OpenAI has introduced GPT-5.3-Codex, a new model that significantly expands the capabilities of its Codex agentic coding assistant. This latest iteration promises to handle complex, long-running tasks involving research, tool use, and execution, effectively acting as a digital colleague that can be directed mid-task without losing context.
A Leap in Agentic Capabilities
GPT-5.3-Codex merges the cutting-edge coding prowess of GPT-5.2-Codex with the enhanced reasoning and professional knowledge of GPT-5.2. OpenAI claims it's 25% faster, enabling it to tackle more demanding projects. This advancement positions it as the most capable agentic coding model to date, setting new industry benchmarks on evaluations like SWE-Bench Pro and Terminal-Bench.
Self-Improvement and Broader Application
Remarkably, GPT-5.3-Codex was instrumental in its own creation. Early versions were used by the Codex team to debug training processes, manage deployments, and analyze test results, drastically accelerating its development cycle. This self-sufficiency signals a new era where AI agents can actively contribute to their own evolution.
The model's scope now extends far beyond code generation.
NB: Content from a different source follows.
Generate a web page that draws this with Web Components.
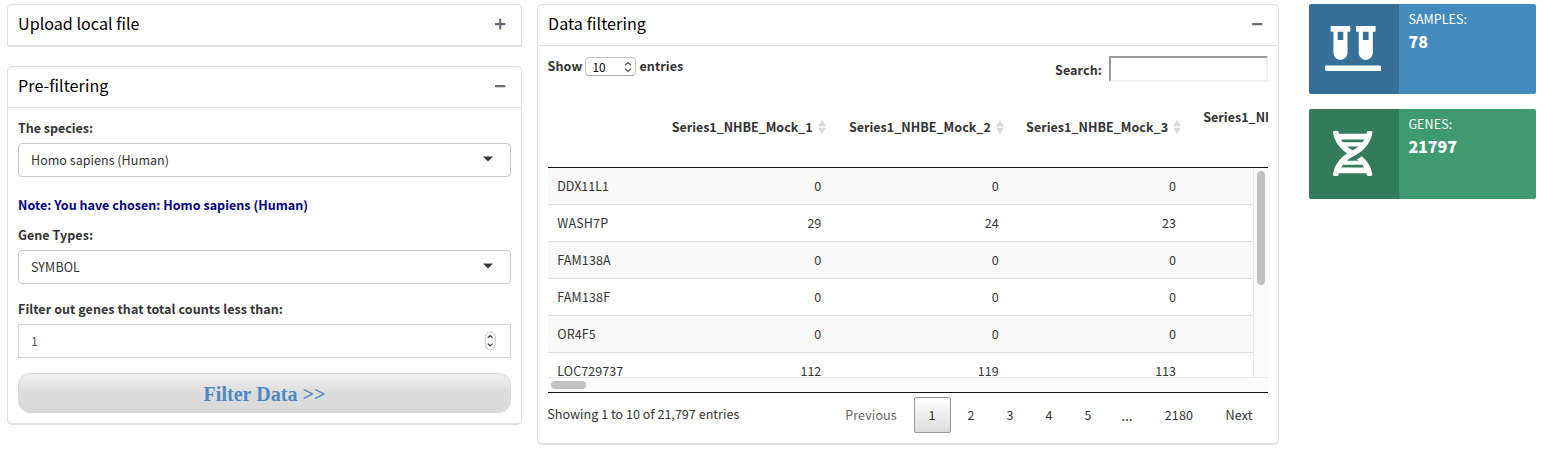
<!DOCTYPE html>
<html lang="en">
<head>
<meta charset="utf-8">
<title>Data filtering</title>
<style>
html,body{margin:0;background:#fff}
body{font:12.53px/20px "Noto Sans CJK SC","Noto Sans",sans-serif;color:#333;width:1544px;height:453px;overflow:hidden}
</style>
</head>
<body>
<filter-page></filter-page>
<script>
const define = (name, html, init) => {
  const t = document.createElement('template');
  t.innerHTML = html;
  customElements.define(name, class extends HTMLElement {
    connectedCallback() {
      if (this.shadowRoot) return;
      this.attachShadow({mode: 'open'}).append(t.content.cloneNode(true));
      if (init) init.call(this, this.shadowRoot);
    }
  });
};

/* One line of text; tracking is tuned so that it takes the given width. */
define('ui-text', `<style>:host{display:inline-block;white-space:nowrap;vertical-align:top}span{display:inline-block}</style><span><slot></slot></span>`,
  function (r) {
    const w = parseFloat(this.getAttribute('w'));
    const s = r.querySelector('span');
    if (!w) return;
    const n = this.textContent.length;
    s.style.letterSpacing = (w - s.getBoundingClientRect().width) / n + 'px';
  });

define('ui-card', `<style>
:host{display:block;box-sizing:border-box;border:1px solid #dedede;border-bottom:2px solid #dfdfdf;border-radius:5px;background:#fff}
header{display:flex;justify-content:space-between;align-items:flex-start;height:40px;padding:0 15px 0 10px;font-size:16.1px;line-height:37px;color:#000;box-sizing:border-box}
section{border-top:1px solid #dedede;padding:10px}
:host([collapsed]) section{display:none}
:host([collapsed]){border-radius:5px 5px 2px 2px}
svg{display:block;margin-top:12.5px}
:host([collapsed]) .minus,.plus{display:none}
:host([collapsed]) .plus{display:block}
</style>
<header><slot name="title"></slot>
<svg class="minus" width="12" height="12"><rect x="1" y="5" width="10.4" height="2.3" rx=".5" fill="#606c76"/></svg>
<svg class="plus" width="12" height="12"><path d="M5.2.8h2v4.3h4.2v2.1H7.2v4.2h-2V7.2H1V5.1h4.2z" fill="#5d6974"/></svg>
</header><section><slot></slot></section>`);

define('ui-select', `<style>
:host{display:flex;box-sizing:border-box;height:34px;border:1px solid #c9c9c9;border-radius:4px;align-items:center;justify-content:space-between;padding:0 17px 0 12px}
svg{display:block;margin-bottom:2px}
</style><slot></slot><svg width="10" height="6"><path d="M0 .5h10L5 5.5z" fill="#333"/></svg>`);

define('ui-number', `<style>
:host{display:flex;box-sizing:border-box;height:34px;border:1px solid #d3d5d9;align-items:center;justify-content:space-between;padding:0 14px 0 12px;color:#555}
svg{display:block}
</style><slot></slot><svg width="12" height="20"><rect x="1.2" y=".7" width="10" height="18" rx="5" fill="#fff" stroke="#c4c4c4"/><path d="M3.8 6.8 6.2 4.5l2.4 2.3M3.8 12.6 6.2 14.9l2.4-2.3" fill="none" stroke="#333" stroke-width="1.2"/></svg>`);

define('filter-button', `<style>
button{display:block;box-sizing:border-box;width:100%;height:40px;border:1px solid #d8d8d8;border-radius:12px;background:linear-gradient(#f1f1f1,#dcdcdc 48%,#dadada);color:#4e88c2;font:bold 20px/38px "Liberation Serif",serif;padding:1px 0 0;text-align:center}
:host{display:block}
</style><button><slot></slot></button>`);

define('pre-filter', `<style>
:host{display:block}
b{display:block;height:20px}
ui-select,ui-number{margin-top:5px}
.note{color:#000080;margin:18px 0 10px}
.last{margin-top:15px}
filter-button{margin:15px 0 -1px}
</style>
<b><ui-text w="75">The species:</ui-text></b>
<ui-select><ui-text w="138">Homo sapiens (Human)</ui-text></ui-select>
<b class="note"><ui-text w="290">Note: You have chosen: Homo sapiens (Human)</ui-text></b>
<b><ui-text w="75">Gene Types:</ui-text></b>
<ui-select><ui-text w="49">SYMBOL</ui-text></ui-select>
<b class="last"><ui-text w="265">Filter out genes that total counts less than:</ui-text></b>
<ui-number><ui-text>1</ui-text></ui-number>
<filter-button><ui-text w="122">Filter Data &gt;&gt;</ui-text></filter-button>`);

define('sort-head', `<style>
:host{display:flex;align-items:center;font-weight:bold}
svg{display:block;margin-left:5px}
</style><slot></slot><svg width="8" height="14"><path d="M4 0l4 6.2H0zM4 14l4-6.2H0z" fill="#d8d8d8"/></svg>`);

define('gene-row', `<style>
:host{display:grid;grid-template-columns:87px 177px 177.4px 177.3px;box-sizing:border-box;height:37px;line-height:36px;padding-left:9.3px;border-bottom:1px solid #ddd;flex:none}
:host([odd]){background:#f9f9f9}
i{font-style:normal;text-align:right}
.n{text-align:left}
</style><span class="n"></span><i></i><i></i><i></i>`,
  function (r) {
    const t = document.createElement('ui-text');
    t.setAttribute('w', this.getAttribute('w'));
    t.textContent = this.getAttribute('gene');
    r.querySelector('.n').append(t);
    const v = this.getAttribute('counts').split(' ');
    r.querySelectorAll('i').forEach((e, k) => e.textContent = v[k]);
  });

define('gene-table', `<style>
:host{display:block;width:720px}
.head{display:flex;align-items:center;overflow:hidden;padding:0 0 1px 123.7px;box-sizing:border-box;border-bottom:1px solid #111;height:80px}
sort-head{width:177.2px;flex:none}
sort-head:last-child{margin-top:-20px}
.body{display:grid;grid-template:209px 15px/705px 15px;border-bottom:1px solid #111}
.rows{display:flex;flex-direction:column;overflow:hidden}
.v{border-left:1px solid #e7e7e7;background:#fafafa;padding:3px 0 0 3px}
.v i{display:block;width:8px;height:114px;border-radius:4px;background:#c1c1c1}
.h{grid-column:1/3;border-top:1px solid #e7e7e7;background:#fafafa;padding:3px 0 0 3px}
.h i{display:block;width:35px;height:8px;border-radius:4px;background:#c1c1c1}
gene-row{width:705px}
</style>
<div class="head">
<sort-head><ui-text w="141">Series1_NHBE_Mock_1</ui-text></sort-head>
<sort-head><ui-text w="142">Series1_NHBE_Mock_2</ui-text></sort-head>
<sort-head><ui-text w="142">Series1_NHBE_Mock_3</ui-text></sort-head>
<sort-head><ui-text w="142">Series1_NHBE_Mock_4</ui-text></sort-head>
</div>
<div class="body"><div class="rows">
<gene-row odd gene="DDX11L1" w="51.5" counts="0 0 0"></gene-row>
<gene-row gene="WASH7P" w="51" counts="29 24 23"></gene-row>
<gene-row odd gene="FAM138A" w="53.5" counts="0 0 0"></gene-row>
<gene-row gene="FAM138F" w="53" counts="0 0 0"></gene-row>
<gene-row odd gene="OR4F5" w="38.5" counts="0 0 0"></gene-row>
<gene-row gene="LOC729737" w="66" counts="112 119 113"></gene-row>
</div><div class="v"><i></i></div><div class="h"><i></i></div></div>`);

define('table-tools', `<style>
:host{display:flex;justify-content:space-between;height:32px;font-weight:bold;width:720px}
.len{display:flex;height:20px;margin-left:-.6px}
.sel{display:flex;box-sizing:border-box;width:51px;height:19px;margin:1px 3px 0 3px;border:1px solid #c4c4c4;border-bottom-color:#aaa;border-radius:4px;font-weight:400;font-size:11.8px;line-height:17px;color:#000;justify-content:space-between;align-items:center;padding:0 3px 0 6px}
.s{display:flex;height:26px;line-height:27px}
.box{box-sizing:border-box;width:159px;height:26px;margin-left:7px;border:2px solid;border-color:#999 #eee #eee #999}
svg{display:block}
</style>
<div class="len"><ui-text w="35">Show</ui-text><span class="sel"><span>10</span><svg width="8" height="12"><path d="M1 4.4 4 1.5l3 2.9M1 7.6l3 2.9 3-2.9" fill="none" stroke="#444" stroke-width="1.2"/></svg></span><ui-text w="44">entries</ui-text></div>
<div class="s"><ui-text w="47">Search:</ui-text><span class="box"></span></div>`);

define('page-button', `<style>
:host{display:block;box-sizing:border-box;height:36px;line-height:34px;border:1px solid transparent;text-align:center;border-radius:2px;color:#333;flex:none}
:host([current]){border-color:#979797;background:linear-gradient(#fff,#dcdcdc)}
:host([disabled]){color:#666}
</style><slot></slot>`);

define('table-footer', `<style>
:host{display:flex;justify-content:space-between;width:720px;height:41px}
.info{padding-top:11px;margin-left:-.7px}
.p{display:flex;padding-top:4px}
page-button{width:37px;margin-right:2px}
</style>
<span class="info"><ui-text w="192">Showing 1 to 10 of 21,797 entries</ui-text></span>
<div class="p">
<page-button disabled style="width:81px"><ui-text w="51.5">Previous</ui-text></page-button>
<page-button current>1</page-button><page-button>2</page-button><page-button>3</page-button><page-button>4</page-button><page-button style="margin:0">5</page-button>
<page-button style="width:43.5px;margin:0;font-family:'Noto Sans',sans-serif;font-size:14.5px"><ui-text w="14">…</ui-text></page-button>
<page-button style="width:58px"><ui-text w="28.5">2180</ui-text></page-button>
<page-button style="width:58px;margin:0"><ui-text w="27">Next</ui-text></page-button>
</div>`);

define('info-box', `<style>
:host{display:flex;height:90px;border-radius:2px;overflow:hidden;background:var(--c);color:#fff}
.icon{width:90px;display:flex;align-items:center;justify-content:center;background:rgba(0,0,0,.2);box-sizing:border-box;padding:0 2px 2px 0}
.t{padding:5px 9.4px}
.t ::slotted(*){display:block!important}
</style><div class="icon"><slot name="icon"></slot></div><div class="t"><slot></slot></div>`);

define('filter-page', `<style>
:host{display:grid;grid-template-columns:515px 742px 227px;column-gap:15px;padding:4px 0 0 7px;align-items:start}
.left{display:grid;row-gap:19px}
.right{display:grid;row-gap:15px;margin-left:15px;width:227px}
.main{height:441px;width:742px}
.up{height:43px}.pre{height:359px}
.num{display:block;font-size:16.1px;font-weight:800;line-height:24px}
.cap{display:block}
svg{display:block;fill:#fff}
</style>
<div class="left">
<ui-card class="up" collapsed><ui-text slot="title" w="121.5">Upload local file</ui-text></ui-card>
<ui-card class="pre"><ui-text slot="title" w="90.5">Pre-filtering</ui-text><pre-filter></pre-filter></ui-card>
</div>
<ui-card class="main"><ui-text slot="title" w="98">Data filtering</ui-text>
<table-tools></table-tools><gene-table></gene-table><table-footer></table-footer></ui-card>
<div class="right">
<info-box style="--c:#448bbd"><svg slot="icon" width="56.25" height="45" viewBox="0 0 640 512"><path d="M72 64h24v240c0 44.1 35.9 80 80 80s80-35.9 80-80V64h24c4.4 0 8-3.6 8-8V8c0-4.4-3.6-8-8-8H72c-4.4 0-8 3.6-8 8v48c0 4.4 3.6 8 8 8zm72 0h64v96h-64V64zm480 384H16c-8.8 0-16 7.2-16 16v32c0 8.8 7.2 16 16 16h608c8.8 0 16-7.2 16-16v-32c0-8.8-7.2-16-16-16zM360 64h24v240c0 44.1 35.9 80 80 80s80-35.9 80-80V64h24c4.4 0 8-3.6 8-8V8c0-4.4-3.6-8-8-8H360c-4.4 0-8 3.6-8 8v48c0 4.4 3.6 8 8 8zm72 0h64v96h-64V64z"/></svg>
<ui-text class="cap" w="58.5">SAMPLES:</ui-text><ui-text class="num" w="19.5">78</ui-text></info-box>
<info-box style="--c:#409a71"><svg slot="icon" width="39.4" height="45" viewBox="0 0 448 512"><path d="M.1 494.1c-1.1 9.5 6.3 17.8 15.9 17.8l32.3.1c8.1 0 14.9-5.9 16-13.9.7-4.9 1.8-11.1 3.4-18.1H380c1.6 6.9 2.9 13.2 3.5 18.1 1.1 8 7.9 14 16 13.9l32.3-.1c9.6 0 17.1-8.3 15.9-17.8-4.6-37.9-25.6-129-118.9-207.7-17.6 12.4-37.1 24.8-58.5 36.6 6.2 4.6 11.4 9.4 17 14.2H159.7c21.3-18.1 47-35.6 78.7-51.4C410.5 199.1 442.1 65.8 447.9 17.9 449 8.4 441.6.1 432 .1L399.6 0c-8.1 0-14.9 5.9-16 13.9-.7 4.9-1.8 11.1-3.4 18.1H67.8c-1.6-7-2.7-13.1-3.4-18.1-1.1-8-7.9-14-16-13.9L16.1.1C6.5.1-1 8.4.1 17.9 5.3 60.8 31.4 171.8 160 256 31.5 340.2 5.3 451.2.1 494.1zM224 219.6c-25.1-13.7-46.4-28.4-64.3-43.6h128.5c-17.8 15.2-39.1 30-64.2 43.6zM355.1 96c-5.8 10.4-12.8 21.1-21 32H114c-8.3-10.9-15.3-21.6-21-32h262.1zM92.9 416c5.8-10.4 12.8-21.1 21-32h219.4c8.3 10.9 15.4 21.6 21.2 32H92.9z"/></svg>
<ui-text class="cap" w="44">GENES:</ui-text><ui-text class="num" w="48.5">21797</ui-text></info-box>
</div>`);
</script>
</body>
</html>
OpenAI states that GPT-5.3-Codex can perform nearly any task developers and professionals can accomplish on a computer, including debugging, deployment, monitoring, writing product requirement documents, editing copy, and conducting user research.
Performance Benchmarks and Real-World Demos
On SWE-Bench Pro, a rigorous test of real-world software engineering across four languages, GPT-5.3-Codex achieved state-of-the-art performance. It also surpassed previous models on Terminal-Bench 2.0, which assesses essential terminal skills for coding agents. The model achieved these results using fewer tokens, allowing for more extensive user-driven development.
To showcase its abilities, OpenAI tasked GPT-5.3-Codex with building two complex web games from scratch over several days. The resulting racing and diving games demonstrate sophisticated functionality, including multiple maps, in-game items, and resource management. The model iterated autonomously based on prompts like "fix the bug" or "improve the game", showcasing its capacity for long-running agentic tasks.
For everyday web development, GPT-5.3-Codex shows improved intent understanding. Prompts for landing pages now result in more functional and sensible defaults. For instance, a prompt for a landing page for "Quiet KPI" resulted in a design that automatically presented yearly pricing as a discounted monthly rate and included an auto-transitioning testimonial carousel, making the page more complete and production-ready out-of-the-box.
Beyond the Code: Professional Knowledge Work
GPT-5.3-Codex demonstrates strong performance on professional knowledge tasks, matching GPT-5.2 on the GDPval benchmark. This evaluation assesses a model's ability to handle tasks across 44 occupations, such as creating presentations and spreadsheets. Examples of generated work include financial advice slides, retail training documents, NPV analysis spreadsheets, and fashion presentations, all based on detailed prompts and contextual information.
The model also shows significantly improved computer-use capabilities on the OSWorld benchmark, where agents must complete productivity tasks in a visual desktop environment. GPT-5.3-Codex's performance in this area suggests a significant step towards a general-purpose agent capable of executing a wide array of real-world technical work.
An Interactive Collaborator
The Codex app now offers more interactive collaboration with GPT-5.3-Codex. Users receive frequent updates, allowing them to steer the model's work in real time by asking questions and providing feedback. This continuous dialogue ensures users remain informed and can influence the direction of the task from beginning to end.
Cybersecurity Advancements
GPT-5.3-Codex is the first model classified as high capability for cybersecurity tasks under OpenAI's Preparedness Framework, and the first trained to identify software vulnerabilities. OpenAI is implementing a comprehensive safety stack, including training, monitoring, and threat intelligence, to support defensive use while mitigating potential misuse.
To accelerate cyber defense research, OpenAI is launching Trusted Access for Cyber, a pilot program. They are also expanding access to Aardvark, a security research agent, and partnering with open-source projects to offer free codebase scanning. A $10 million commitment in API credits will further support cyber defense efforts.
Availability
GPT-5.3-Codex is available via paid ChatGPT plans. API access is planned for release soon. The model runs 25% faster for Codex users due to infrastructure enhancements, with co-design and service on NVIDIA GB200 NVL72 systems.
With GPT-5.3-Codex, the focus shifts from solely writing code to using it as a tool to operate computers and complete work end-to-end. This evolution positions Codex as a more general collaborator, expanding the possibilities for both creators and the scope of achievable tasks.